How to Think CLEARly When Designing SoTL Inquiry
By Professor Earle Abrahamson
Designing SoTL inquiry can feel overwhelming to many educators. Questions emerge from the classroom, but translating curiosity into a meaningful study that improves learning can be challenging. The CLEAR model, developed by the author, provides a practical, step-by-step framework to help scholars design SoTL studies that are rigorous, usable, and impactful. Grounded in Hutchings’ (2000) taxonomy of question types and informed by cognitive and learning science, CLEAR guides scholars from initial curiosity to evidence-informed change.
Why the CLEAR Model Matters
SoTL is not just about classroom practice; it is about supporting educators as scholars and leaders. Good inquiry connects teaching questions to theory, uses methods intentionally, and produces findings that inform practice, program design, and professional growth. CLEAR provides a scaffold for this process. It ensures studies are meaningful in real-world contexts, while giving scholars a clear path to navigate the complexity of research design. By making the steps explicit, CLEAR helps both novice and experienced scholars feel confident and capable in conducting SoTL.
C: Curiosity and Classification
Every SoTL inquiry begins with a question drawn from teaching experience. Being explicit about the type of question shapes the study from the start. Hutchings (2000) identifies four types: descriptive, which asks what is happening; exploratory, which investigates why or how; evaluative, which assesses what works; and imaginative, which considers how practice might change. Identifying the question type clarifies the study’s purpose and sets boundaries for what claims can be made. This clarity protects scholars from trying to answer everything at once and helps focus the inquiry where it can have the most impact.
L: Literature and Theory
Linking questions to relevant theory ensures SoTL is grounded in evidence and avoids reinventing the wheel. Insights from learning and cognitive science—such as retrieval practice, spaced learning, and metacognition—help explain how students consolidate knowledge. Research on belonging, motivation, and social context highlights the factors that shape engagement and outcomes (Khoza 2025). A focused review clarifies what is already known and positions the inquiry to contribute new understanding. For scholars, this step strengthens credibility and connects classroom questions to broader evidence that can inform policy, program design, and professional development.
E: Evidence and Method
Choosing methods that align with the question is critical. Descriptive questions benefit from observation, student artifacts, or reflective journals. Evaluative questions may require pre- and post-assessments, controlled comparisons, or analysis of performance data. Exploratory inquiries often rely on interviews, focus groups, or learning analytics. The key is intentionality: methods exist to answer the question, not simply to collect data. CLEAR helps scholars match their inquiry type to methods that produce meaningful, interpretable evidence.
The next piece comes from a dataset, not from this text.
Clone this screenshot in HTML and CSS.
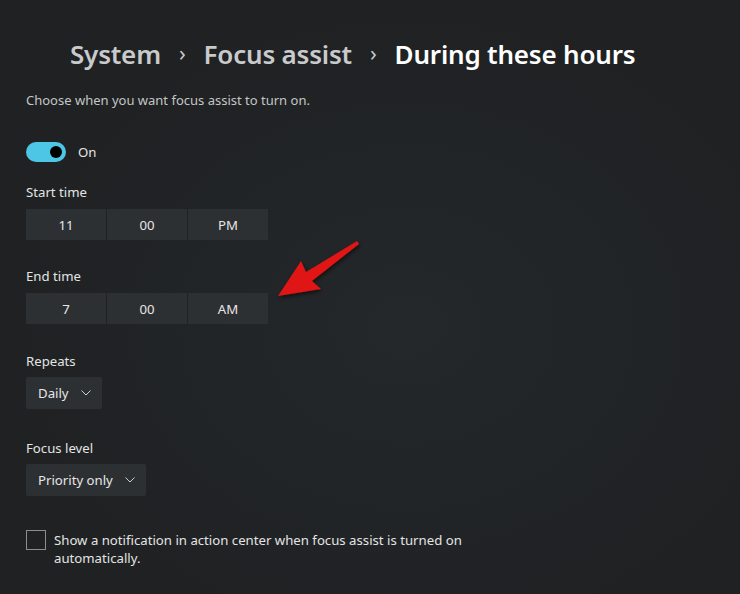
FILE: index.html
```html
<!DOCTYPE html>
<html>
<head>
<meta charset="utf-8">
<link rel="stylesheet" href="styles.css">
</head>
<body>
<div class="page">
  <h1 class="crumbs">
    <span class="crumb">System</span>
    <span class="sep">&#x203A;</span>
    <span class="crumb">Focus assist</span>
    <span class="sep">&#x203A;</span>
    <span class="crumb current">During these hours</span>
  </h1>
  <p class="subtitle">Choose when you want focus assist to turn on.</p>

  <div class="toggle-row">
    <div class="toggle"><div class="knob"></div></div>
    <span class="toggle-label">On</span>
  </div>

  <div class="field f-start">
    <div class="label">Start time</div>
    <div class="picker">
      <div class="seg">11</div>
      <div class="seg">00</div>
      <div class="seg">PM</div>
    </div>
  </div>

  <div class="field f-end">
    <div class="label">End time</div>
    <div class="picker">
      <div class="seg">7</div>
      <div class="seg">00</div>
      <div class="seg">AM</div>
    </div>
  </div>

  <div class="field f-repeat">
    <div class="label">Repeats</div>
    <div class="dropdown">
      <span>Daily</span>
      <svg class="chev" width="10" height="6" viewBox="0 0 10 6"><path d="M0.5 0.5 L5 5 L9.5 0.5" fill="none" stroke="#cfcfcf" stroke-width="1"/></svg>
    </div>
  </div>

  <div class="field f-level">
    <div class="label">Focus level</div>
    <div class="dropdown">
      <span>Priority only</span>
      <svg class="chev" width="10" height="6" viewBox="0 0 10 6"><path d="M0.5 0.5 L5 5 L9.5 0.5" fill="none" stroke="#cfcfcf" stroke-width="1"/></svg>
    </div>
  </div>

  <div class="check-row">
    <div class="checkbox"></div>
    <div class="check-text">Show a notification in action center when focus assist is turned on<br>automatically.</div>
  </div>

  <svg class="arrow" width="740" height="594" viewBox="0 0 740 594">
    <defs>
      <filter id="sh" x="-20%" y="-20%" width="140%" height="140%">
        <feDropShadow dx="1" dy="2" stdDeviation="2" flood-color="#000" flood-opacity="0.6"/>
      </filter>
    </defs>
    <polygon filter="url(#sh)" fill="#e01414" points="278,296 301,261 306,272 357,241 359,244 312,281 321,289"/>
  </svg>
</div>
</body>
</html>
```

FILE: styles.css
```css
html, body {
  margin: 0;
  padding: 0;
}
body {
  background: #202224;
  font-family: "Noto Sans", "Open Sans", sans-serif;
  color: #e4e4e4;
  width: 740px;
  height: 594px;
  overflow: hidden;
}
.page {
  position: relative;
  width: 740px;
  height: 594px;
  padding: 0 0 0 26px;
  box-sizing: border-box;
  background: radial-gradient(ellipse at 55% 55%, #24282a 0%, #1f2123 70%);
}
.crumbs {
  margin: 0;
  padding: 34px 0 0 44px;
  display: flex;
  align-items: center;
  font-size: 26px;
  font-weight: 600;
  line-height: 40px;
  color: #c9cacb;
  letter-spacing: -0.2px;
}
.crumb.current {
  color: #ffffff;
}
.sep {
  font-size: 22px;
  font-weight: 400;
  margin: 0 18px;
  position: relative;
  top: -2px;
}
.subtitle {
  margin: 16px 0 0 0;
  font-size: 13px;
  color: #c4c5c6;
  line-height: 20px;
}
.toggle-row {
  display: flex;
  align-items: center;
  margin-top: 32px;
  height: 20px;
}
.toggle {
  width: 40px;
  height: 20px;
  border-radius: 10px;
  background: #4cc6e4;
  position: relative;
}
.knob {
  position: absolute;
  width: 12px;
  height: 12px;
  border-radius: 50%;
  background: #000;
  left: 24px;
  top: 4px;
}
.toggle-label {
  margin-left: 12px;
  font-size: 13.2px;
}
.field.f-start {
  margin-top: 20px;
}
.field.f-end {
  margin-top: 26px;
}
.field.f-repeat {
  margin-top: 27px;
}
.field.f-level {
  margin-top: 29px;
}
.label {
  font-size: 13.2px;
  line-height: 20px;
  color: #e4e4e4;
  margin-bottom: 7px;
}
.f-repeat .label,
.f-level .label {
  margin-bottom: 6px;
}
.picker {
  display: flex;
  width: 242px;
  height: 31px;
  gap: 1px;
  background: #1f2123;
}
.seg {
  flex: 1;
  background: #2d3033;
  display: flex;
  align-items: center;
  justify-content: center;
  font-size: 13.2px;
  color: #e6e6e6;
}
.dropdown {
  display: inline-flex;
  align-items: center;
  height: 32px;
  padding: 0 11px 0 12px;
  background: #2d3033;
  font-size: 13.2px;
  color: #e6e6e6;
  border-radius: 2px;
}
.chev {
  margin-left: 12px;
}
.check-row {
  display: flex;
  align-items: flex-start;
  margin-top: 34px;
}
.checkbox {
  width: 18px;
  height: 18px;
  border: 1px solid #8c8d8e;
  flex: none;
}
.check-text {
  margin-left: 8px;
  font-size: 13.2px;
  line-height: 18px;
  color: #e4e4e4;
  margin-top: 1px;
}
.arrow {
  position: absolute;
  left: 0;
  top: 0;
  pointer-events: none;
}
```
A: Analysis and Meaning Making
Analysis transforms evidence into insight. Scholars should look for patterns, variation, and context-specific findings while avoiding overgeneralization. Connecting results back to theory and prior research strengthens claims and situates the study within the broader SoTL landscape. Triangulation and transparency about limitations enhance credibility. At this stage, data becomes a tool to understand how students learn in specific conditions, providing knowledge that can guide both practice and further inquiry.
R: Reflection and Application
SoTL is inherently practical. Reflection is not only about improving your own teaching; it is about sharing insights with colleagues, students, and programs. Findings may lead to new activities, resource changes, or iterative cycles of inquiry. Sharing in accessible ways ensures others can adapt the insights. Reflection also supports leadership and professional development, reinforcing SoTL as a vehicle for building collective capacity and evidence-informed teaching cultures.
Putting CLEAR into Practice
The CLEAR model makes SoTL manageable. It scaffolds team projects, supports scholars in designing small-scale studies, and structures reporting to increase the likelihood that findings are used. By explicitly linking questions to theory, aligning methods, analyzing carefully, and reflecting on application, CLEAR helps scholars produce local knowledge that can travel beyond the classroom. The model supports continuous cycles of improvement, strengthening both individual and institutional understanding of how students learn.
Conclusion
CLEAR is not a rigid recipe. It is a practical framework that helps scholars move from curiosity to meaningful, actionable insight. By naming the question, connecting it to theory, selecting aligned methods, analyzing carefully, and reflecting on application, SoTL studies become rigorous, useful, and ethical (Mueller 2023).
References
Hutchings, P. (2000). Approaching the scholarship of teaching and learning. Opening lines: Approaches to the scholarship of teaching and learning, 1-10.
Khoza, H. C. (2025). Belonging, Re-Belonging And Re-Becoming: A Science Teacher Educator’s Self-Study of Using Pedagogical Tensions to Explore The Shaping of One’s Pedagogical Approaches. International Journal for the Scholarship of Teaching and Learning, 19(1), 4.
Mueller, R. (2023). Ensuring design alignment in SoTL inquiry: Merging research purpose and methods. In SoTL in Action (pp. 53-61). Routledge.